Chelsea were seen as the glamorous and fashionable London side, who tried to play attractive football, while Leeds were the epitome of Yorkshire grit with an uncompromising approach to the tackle.
No love lost: Meetings between Chelsea and Leeds United in the 1970s and 1980s were no-holds-barred affairs
Hasselbaink, who now works as a first team coach at Nottingham Forest, has no doubt that Leeds boss Neil Warnock will have his players well versed in the rivalry, perhaps in contrast to some of Chelsea’s South Americans.
‘It will of course be an advantage if the likes of David Luiz, Ramires and Oscar are in the team, but equally, they don’t know anything about the rivalry between Leeds United and Chelsea. They soon will however!

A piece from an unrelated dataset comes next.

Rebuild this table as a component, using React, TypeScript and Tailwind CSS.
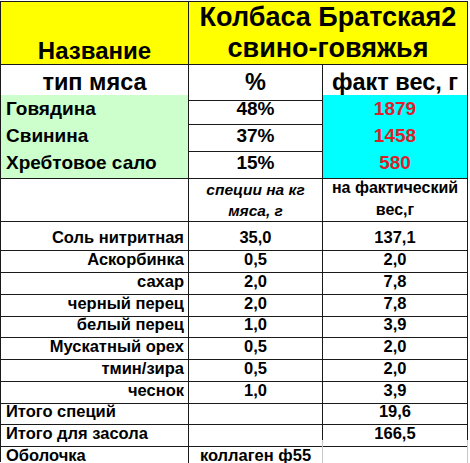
import React from "react";

const font = { fontFamily: '"Liberation Sans", Arial, sans-serif' };

const spices = [
  { name: "Соль нитритная", perKg: "35,0", fact: "137,1", h: "h-[22px]" },
  { name: "Аскорбинка", perKg: "0,5", fact: "2,0", h: "h-[22px]" },
  { name: "сахар", perKg: "2,0", fact: "7,8", h: "h-[22px]" },
  { name: "черный перец", perKg: "2,0", fact: "7,8", h: "h-[21px]" },
  { name: "белый перец", perKg: "1,0", fact: "3,9", h: "h-[22px]" },
  { name: "Мускатный орех", perKg: "0,5", fact: "2,0", h: "h-[22px]" },
  { name: "тмин/зира", perKg: "0,5", fact: "2,0", h: "h-[22px]" },
  { name: "чеснок", perKg: "1,0", fact: "3,9", h: "h-[21px]" },
];

const meats = [
  { name: "Говядина", pct: "48%", fact: "1879", h: "h-[27px]" },
  { name: "Свинина", pct: "37%", fact: "1458", h: "h-[27px]" },
  { name: "Хребтовое сало", pct: "15%", fact: "580", h: "h-[26px]" },
];

const row = "grid grid-cols-[188px_134px_145px]";
const cell = "border-r border-b border-[#1a1a1a] flex items-center";

export default function App() {
  return (
    <div className="w-[470px] h-[463px] bg-white overflow-hidden" style={font}>
      <div className="mt-[1px] w-[468px] border-l border-t border-[#1a1a1a] text-black font-bold">
        {/* шапка */}
        <div className={`${row} h-[61px]`}>
          <div className={`${cell} bg-[#ffff00] justify-center items-end text-[24px] leading-[27px]`}>Название</div>
          <div className={`${cell} col-span-2 bg-[#ffff00] flex-col justify-start text-[27px] leading-[31px] text-center`}>
            <span>Колбаса Братская2</span>
            <span>свино-говяжья</span>
          </div>
        </div>
        <div className={`${row} h-[32px] text-[23.5px] pt-[2px]`}>
          <div className={`${cell} justify-center`}>тип мяса</div>
          <div className={`${cell} justify-center`}>%</div>
          <div className={`${cell} justify-center`}>факт вес, г</div>
        </div>

        {meats.map((m) => (
          <div key={m.name} className={`${row} ${m.h} text-[19px]`}>
            <div className={`${cell} bg-[#ccffcc] pl-[5px]`}>{m.name}</div>
            <div className={`${cell} justify-center`}>{m.pct}</div>
            <div className={`${cell} bg-[#00ffff] justify-center text-[#dc1f2a]`}>{m.fact}</div>
          </div>
        ))}

        <div className={`${row} h-[47px]`}>
          <div className={cell}></div>
          <div className={`${cell} flex-col justify-end text-center italic text-[15.5px] leading-[21px]`}>
            <span>специи на кг</span>
            <span>мяса, г</span>
          </div>
          <div className={`${cell} flex-col justify-end text-center text-[16px] leading-[22px]`}>
            <span>на фактический</span>
            <span>вес,г</span>
          </div>
        </div>

        {spices.map((s) => (
          <div key={s.name} className={`${row} ${s.h} text-[16.5px]`}>
            <div className={`${cell} justify-end pr-[4px] pt-[3px]`}>{s.name}</div>
            <div className={`${cell} justify-center pt-[3px]`}>{s.perKg}</div>
            <div className={`${cell} justify-center pt-[3px]`}>{s.fact}</div>
          </div>
        ))}

        <div className={`${row} h-[22px] text-[16.5px]`}>
          <div className={`${cell} pl-[5px] pt-[3px]`}>Итого специй</div>
          <div className={cell}></div>
          <div className={`${cell} justify-center pt-[3px]`}>19,6</div>
        </div>
        <div className={`${row} h-[22px] text-[16.5px]`}>
          <div className={`${cell} pl-[5px] pt-[3px]`}>Итого для засола</div>
          <div className={cell}></div>
          <div className={`${cell} justify-center pt-[3px]`}>166,5</div>
        </div>
        <div className={`${row} h-[22px] text-[16.5px]`}>
          <div className={`${cell} pl-[5px] pt-[3px]`}>Оболочка</div>
          <div className="border-r border-b border-r-[#c8c8c8] border-b-[#1a1a1a] flex items-center justify-center pt-[3px]">коллаген ф55</div>
          <div className="border-r border-b border-r-[#c8c8c8] border-b-[#1a1a1a]"></div>
        </div>
      </div>
    </div>
  );
}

‘Benitez will keep it solid and play his sitting midfielders. He has changed that from [Roberto] Di Matteo, who was all-attack. They were very good going forward but lax defensively.
‘But I was an attacking player, so I want to see attacking football. But I understand why Benitez plays deep-sitting midfielders because if Chelsea keep a zero at the back, they have a big chance of winning games at the other end as they always look like scoring.’
Despite being a fellow striker, Hasselbaink has no sympathy for Fernando Torres, the 50m Chelsea frontman whose performances remain the topic of intense scrutiny despite a recent burst of goals.
No sympathy: Hasselbaink says Fernando Torres must learn to live with the expectation of his 50m transfer tag and score more important goals
‘Sympathise is a big word. When you become a striker, you want to be successful and you want people to look at you and say, ‘He was one of the best.’ If that is the case, your transfer is going to be 50m but as a player you want that recognition.
‘But that also brings pressure with it and you need to be able to cope with it. Obviously, in the beginning, he struggled with whatever was the issue but of late he’s been scoring goals.
‘He’s scored 12 goals and at least he has found the net. I would like to see him score more important, decisive goals – more 1-0s, 1-1s, 2-1s. Those are the goals that separate you from an ordinary striker and he has not done that enough for my liking.’